* TASK TO CARRY OUT: Using the listing below, please print exactly the lines from the one with "Convert this screenshot" through the one with "import React from". Leave out every picture.

____ INPUT MATERIAL

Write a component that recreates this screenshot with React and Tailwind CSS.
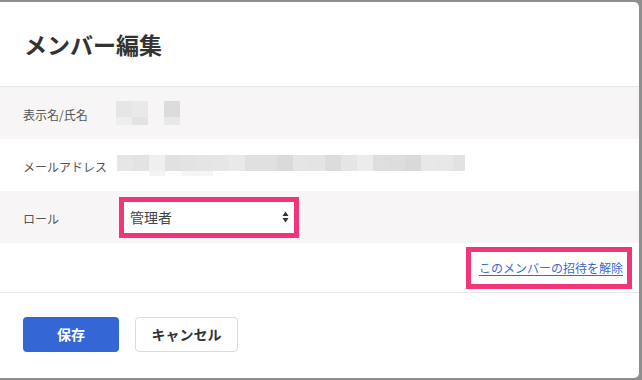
const NAME_TOP = ["bg-[#e6e6e6]", "bg-[#e9e9e9]", "bg-transparent", "bg-[#dcdcdc]"];
const NAME_BOTTOM = ["bg-[#eeeeee]", "bg-[#e3e3e3]", "bg-transparent", "bg-[#e8e8e8]"];
const MAIL = [
  "bg-[#e6e6e6]", "bg-[#e3e3e3]", "bg-[#efefef]", "bg-[#e1e1e1]", "bg-[#e3e3e3]",
  "bg-[#e5e5e5]", "bg-[#e6e6e6]", "bg-[#e9e9e9]", "bg-[#e0e0e0]", "bg-[#e0e0e0]",
  "bg-[#dadada]", "bg-[#e5e5e5]", "bg-[#e4e4e4]", "bg-[#dcdcdc]", "bg-[#e5e5e5]",
  "bg-[#ececec]", "bg-[#dedede]", "bg-[#dddddd]", "bg-[#d9d9d9]", "bg-[#e8e8e8]",
  "bg-[#e7e7e7]", "bg-[#e2e2e2]",
];

function Row({ label, children, gray }) {
  return (
    <div className={`flex h-[52px] items-center pl-[23px] ${gray ? "bg-[#f7f5f6]" : "bg-white"}`}>
      <div className="w-[96px] pt-[4px] text-[12px] text-[#555]">{label}</div>
      {children}
    </div>
  );
}

export default function App() {
  return (
    <div
      className="h-[380px] w-[642px] overflow-hidden bg-[#8f8f8f] pt-[2px]"
      style={{ fontFamily: '"Noto Sans CJK JP", "Noto Sans", sans-serif' }}
    >
      <div className="flex h-[376px] w-[639px] flex-col overflow-hidden rounded-r-[5px] bg-white">
        {/* Header */}
        <div className="flex h-[85px] items-center border-b border-[#e8e8e8] pl-[24px]">
          <h1 className="text-[23px] font-bold text-[#333]">メンバー編集</h1>
        </div>

        {/* Form rows */}
        <Row label="表示名/氏名" gray>
          <div className="-ml-[3px] flex flex-col">
            <div className="flex">
              {NAME_TOP.map((c, i) => (
                <div key={i} className={`h-[16px] w-[16px] ${c}`} />
              ))}
            </div>
            <div className="flex">
              {NAME_BOTTOM.map((c, i) => (
                <div key={i} className={`h-[8px] w-[16px] ${c}`} />
              ))}
            </div>
          </div>
        </Row>
        <Row label="メールアドレス">
          <div className="-ml-[2px] flex flex-col">
            <div className="flex w-[348px] overflow-hidden">
              {MAIL.map((c, i) => (
                <div key={i} className={`h-[16px] w-[16px] shrink-0 ${c}`} />
              ))}
            </div>
            <div className="flex h-[5px]">
              <div className="w-[32px]" />
              <div className="h-[5px] w-[16px] bg-[#f3f3f3]" />
              <div className="w-[16px]" />
              <div className="h-[5px] w-[32px] bg-[#f5f5f5]" />
            </div>
          </div>
        </Row>
        <Row label="ロール" gray>
          <div className="flex h-[41px] w-[180px] items-center justify-between border-[5px] border-[#f2357a] bg-white pl-[6px] pr-[5px]">
            <span className="text-[14px] text-[#444]">管理者</span>
            <svg width="7" height="12" viewBox="0 0 7 12">
              <path d="M3.5 0.5 L6.5 5 L0.5 5 Z" fill="#333" />
              <path d="M3.5 11.5 L6.5 7 L0.5 7 Z" fill="#333" />
            </svg>
          </div>
        </Row>

        {/* Cancel invite */}
        <div className="flex h-[50px] items-center justify-end border-b border-[#e8e8e8] pr-[7px]">
          <div className="flex h-[42px] items-center border-[5px] border-[#f2357a] pl-[8px] pr-[4px]">
            <a href="#" className="text-[12px] text-[#3a68d8] underline underline-offset-[2px]">
              このメンバーの招待を解除
            </a>
          </div>
        </div>

        {/* Footer */}
        <div className="flex gap-[16px] pl-[23px] pt-[24px]">
          <button className="h-[35px] w-[96px] rounded-[4px] bg-[#3566d6] text-[14px] font-bold text-white">
            保存
          </button>
          <button className="h-[35px] w-[103px] rounded-[4px] border border-[#dcdcdc] bg-white text-[14px] font-bold text-[#333]">
            キャンセル
          </button>
        </div>
      </div>
    </div>
  );
}
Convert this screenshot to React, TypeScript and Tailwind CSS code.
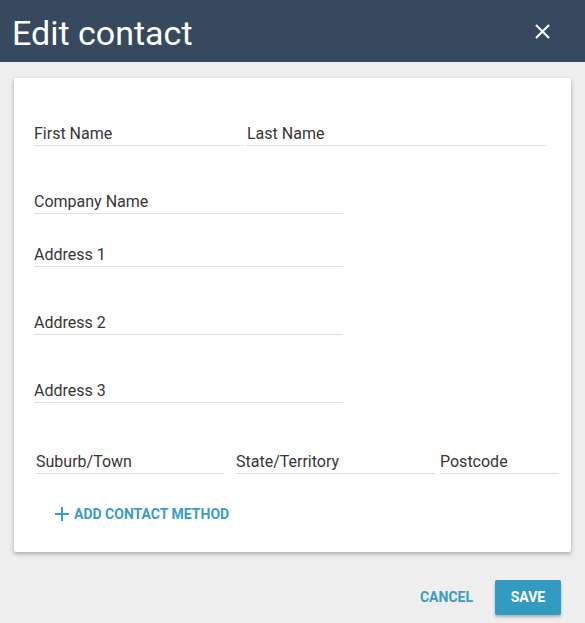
import React from "react";

function Field({ label, className }: { label: string; className?: string }) {
  return (
    <div className={"border-b border-[#e0e0e0] pb-[2px] " + (className ?? "")}>
      <span className="block text-[16px] leading-[18px] text-[#363636]">{label}</span>
    </div>
  );
}

export default function App() {
  return (
    <div className="w-[585px] h-[623px] bg-[#eeeeee] font-['Roboto',sans-serif] overflow-hidden">
      {/* header */}
      <div className="h-[62px] bg-[#37495f] flex items-center justify-between pl-[12px] pr-[30px]">
        <h1 className="text-[34px] leading-[40px] text-white pt-[4px]">Edit contact</h1>
        <button className="text-white">
          <svg width="25" height="25" viewBox="0 0 24 24" fill="currentColor">
            <path d="M19 6.41 17.59 5 12 10.59 6.41 5 5 6.41 10.59 12 5 17.59 6.41 19 12 13.41 17.59 19 19 17.59 13.41 12z" />
          </svg>
        </button>
      </div>

      <div className="px-[14px] pt-[16px]">
        <div className="h-[474px] bg-white shadow-[0_2px_4px_rgba(0,0,0,0.3)] rounded-[2px] pl-[20px] pt-[47px]">
          <div className="flex gap-[4px]">
            <Field label="First Name" className="w-[209px]" />
            <Field label="Last Name" className="w-[299px]" />
          </div>
          <Field label="Company Name" className="w-[309px] mt-[47px]" />
          <Field label="Address 1" className="w-[309px] mt-[32px]" />
          <Field label="Address 2" className="w-[309px] mt-[47px]" />
          <Field label="Address 3" className="w-[309px] mt-[47px]" />

          <div className="flex mt-[50px] pl-[2px]">
            <Field label="Suburb/Town" className="w-[188px]" />
            <Field label="State/Territory" className="w-[199px] ml-[12px]" />
            <Field label="Postcode" className="w-[119px] ml-[5px]" />
          </div>

          <button className="flex items-center gap-[5px] ml-[21px] mt-[32px] h-[16px] text-[#3b9cc4]">
            <svg width="14" height="14" viewBox="0 0 14 14" stroke="currentColor" strokeWidth="2">
              <path d="M7 0v14M0 7h14" />
            </svg>
            <span className="text-[14px] leading-[16px] font-bold uppercase">Add contact method</span>
          </button>
        </div>

        <div className="flex justify-end items-center mt-[28px] pr-[10px]">
          <button className="text-[14px] font-bold text-[#3b9cc4] uppercase">Cancel</button>
          <button className="ml-[22px] w-[66px] h-[35px] bg-[#339bc2] text-white text-[14px] font-bold uppercase rounded-[2px] shadow-[0_2px_3px_rgba(0,0,0,0.25)]">
            Save
          </button>
        </div>
      </div>
    </div>
  );
}
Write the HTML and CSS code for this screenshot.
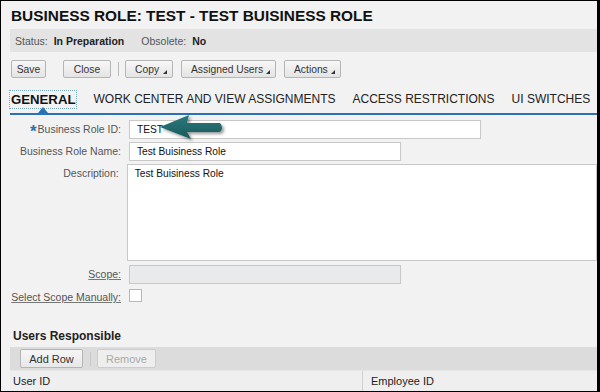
FILE: index.html
```html
<!DOCTYPE html>
<html>
<head>
<meta charset="utf-8">
<link rel="stylesheet" href="styles.css">
</head>
<body>
<div class="frame">
  <h1 class="title">BUSINESS ROLE: TEST - TEST BUISINESS ROLE</h1>
  <div class="status">
    <span class="slabel">Status:</span><span class="sval">In Preparation</span>
    <span class="slabel gap">Obsolete:</span><span class="sval">No</span>
  </div>
  <div class="toolbar">
    <button class="btn w-save">Save</button>
    <button class="btn w-close">Close</button>
    <span class="sep"></span>
    <button class="btn menu w-copy">Copy</button>
    <button class="btn menu w-assigned">Assigned Users</button>
    <button class="btn menu w-actions">Actions</button>
  </div>
  <div class="tabs">
    <span class="tab active">GENERAL</span>
    <span class="tab">WORK CENTER AND VIEW ASSIGNMENTS</span>
    <span class="tab">ACCESS RESTRICTIONS</span>
    <span class="tab">UI SWITCHES</span>
    <span class="pointer"></span>
  </div>
  <div class="form">
    <div class="row">
      <label class="lbl"><span class="star">*</span>Business Role ID:</label>
      <div class="input w-id">TEST</div>
    </div>
    <div class="row">
      <label class="lbl">Business Role Name:</label>
      <div class="input w-name">Test Buisiness Role</div>
    </div>
    <div class="row r-desc">
      <label class="lbl">Description:</label>
      <div class="input textarea">Test Buisiness Role</div>
    </div>
    <div class="row r-scope">
      <label class="lbl u">Scope:</label>
      <div class="input w-name disabled"></div>
    </div>
    <div class="row">
      <label class="lbl u">Select Scope Manually:</label>
      <div class="check"></div>
    </div>
  </div>
  <h2 class="section">Users Responsible</h2>
  <div class="tbar">
    <button class="btn small w-add">Add Row</button>
    <span class="sep light"></span>
    <button class="btn small dis w-remove">Remove</button>
  </div>
  <div class="thead">
    <div class="th c1">User ID</div>
    <div class="th c2">Employee ID</div>
  </div>
  <svg class="arrow" width="80" height="34" viewBox="0 0 80 34">
    <defs>
      <filter id="sh" x="-20%" y="-40%" width="150%" height="200%">
        <feDropShadow dx="2" dy="2" stdDeviation="1.5" flood-color="#000" flood-opacity="0.4"/>
      </filter>
      <linearGradient id="g" x1="0" y1="0" x2="0" y2="1">
        <stop offset="0" stop-color="#2a7a7c"/>
        <stop offset="1" stop-color="#185a5c"/>
      </linearGradient>
    </defs>
    <path d="M4 15 L33 3 L31 11 L64 11 Q68 15.5 64 20 L31 20 L35 27 Z" fill="url(#g)" filter="url(#sh)"/>
  </svg>
</div>
</body>
</html>
```
FILE: styles.css
```css
* { box-sizing: border-box; }
html, body { margin: 0; padding: 0; }
body {
  width: 600px; height: 392px; overflow: hidden;
  font-family: "Liberation Sans", Arial, sans-serif;
  background: #000;
}
.frame {
  position: relative;
  margin: 1px 3px 1px 1px;
  height: 390px;
  background: #f2f2f2;
  overflow: hidden;
  padding-left: 9px;
}
.title {
  margin: 0;
  padding: 6px 0 0 1px;
  height: 28px;
  font-size: 15.4px;
  font-weight: bold;
  color: #111;
}
.status {
  height: 23px;
  background: #e3e3e3;
  display: flex; align-items: center;
  padding-left: 5px;
  font-size: 10.5px;
}
.slabel { color: #555; margin-right: 6px; }
.slabel.gap { margin-left: 17px; }
.sval { font-weight: bold; color: #222; }
.toolbar {
  display: flex; align-items: flex-start;
  padding: 8px 0 0 1px;
  height: 33px;
}
.btn {
  font-family: inherit;
  font-size: 10.3px;
  color: #333;
  height: 18px;
  padding: 0;
  border: 1px solid #b5b5b5;
  border-radius: 2px;
  background: linear-gradient(#f7f7f7, #e4e4e4);
  margin-right: 8px;
  position: relative;
  text-align: center;
}
.btn.menu { text-align: left; padding-left: 9px; }
.btn.menu::after {
  content: ""; position: absolute; right: 5px; bottom: 3px;
  border-left: 4px solid transparent; border-bottom: 4px solid #333;
}
.w-save { width: 35px; margin-right: 17px; }
.w-close { width: 48px; margin-right: 7px; }
.w-copy { width: 48px; }
.w-assigned { width: 95px; }
.w-actions { width: 57px; }
.sep { width: 1px; height: 14px; background: #bbb; margin: 2px 6px 0 0; }
.tabs {
  position: relative;
  display: flex; align-items: center;
  height: 30px;
  border-bottom: 2px solid #2a72b5;
  margin-right: -3px;
}
.tab { font-size: 12px; color: #222; margin-right: 17px; white-space: nowrap; }
.tab.active {
  font-weight: bold; color: #111;
  outline: 1px dotted #7ab;
  outline-offset: 1px;
  padding: 0; margin-left: 1px; margin-right: 18px;
  font-size: 13.2px;
}
.pointer {
  position: absolute; left: 28px; bottom: 0;
  border-left: 5px solid transparent; border-right: 5px solid transparent;
  border-bottom: 6px solid #2a72b5;
}
.form { padding-top: 5px; height: 190px; }
.row { display: flex; align-items: flex-start; margin-bottom: 3px; }
.r-desc, .r-scope { margin-bottom: 4px; }
.lbl {
  width: 111px; text-align: right; font-size: 10.5px; color: #555;
  padding-top: 3px; margin-right: 8px; white-space: nowrap;
}
.lbl.u { text-decoration: underline; text-decoration-color: #777; }
.star { color: #2a72b5; font-size: 17px; font-weight: bold; line-height: 10px; margin-right: 1px; vertical-align: -4px; }
.input {
  height: 19px; background: #fff; border: 1px solid #c8c8c8;
  font-size: 10.2px; color: #111; padding: 3px 0 0 7px;
}
.w-id { width: 352px; }
.w-name { width: 272px; }
.textarea { width: 480px; height: 97px; padding-top: 3px; }
.disabled { background: #e8eaec; }
.check { width: 13px; height: 13px; background: #fff; border: 1px solid #b8b8b8; margin-top: 1px; }
.section {
  margin: 0; padding: 24px 0 0 3px; height: 42px;
  font-size: 12px; font-weight: bold; color: #222;
}
.tbar {
  height: 23px; background: #dcdcdc;
  display: flex; align-items: center;
  padding-left: 10px; margin-right: -3px;
}
.btn.small { height: 19px; font-size: 11px; background: linear-gradient(#f6f6f6, #e8e8e8); margin-right: 7px; }
.w-add { width: 63px; }
.w-remove { width: 59px; margin-left: 6px; }
.btn.dis { color: #aaa; border-color: #ccc; background: #eee; }
.sep.light { background: #c8c8c8; margin: 0; }
.thead {
  display: flex; height: 21px; background: #efefef;
  border-top: 1px solid #e6e6e6; margin-right: -3px;
}
.th { font-size: 11px; color: #222; padding: 4px 0 0 3px; }
.c1 { width: 353px; border-right: 1px solid #d0d0d0; }
.c2 { padding-left: 8px; }
.arrow { position: absolute; left: 155px; top: 111px; }
```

________

* PROBLEM SOLUTION:
Convert this screenshot to React, TypeScript and Tailwind CSS code.
import React from "react";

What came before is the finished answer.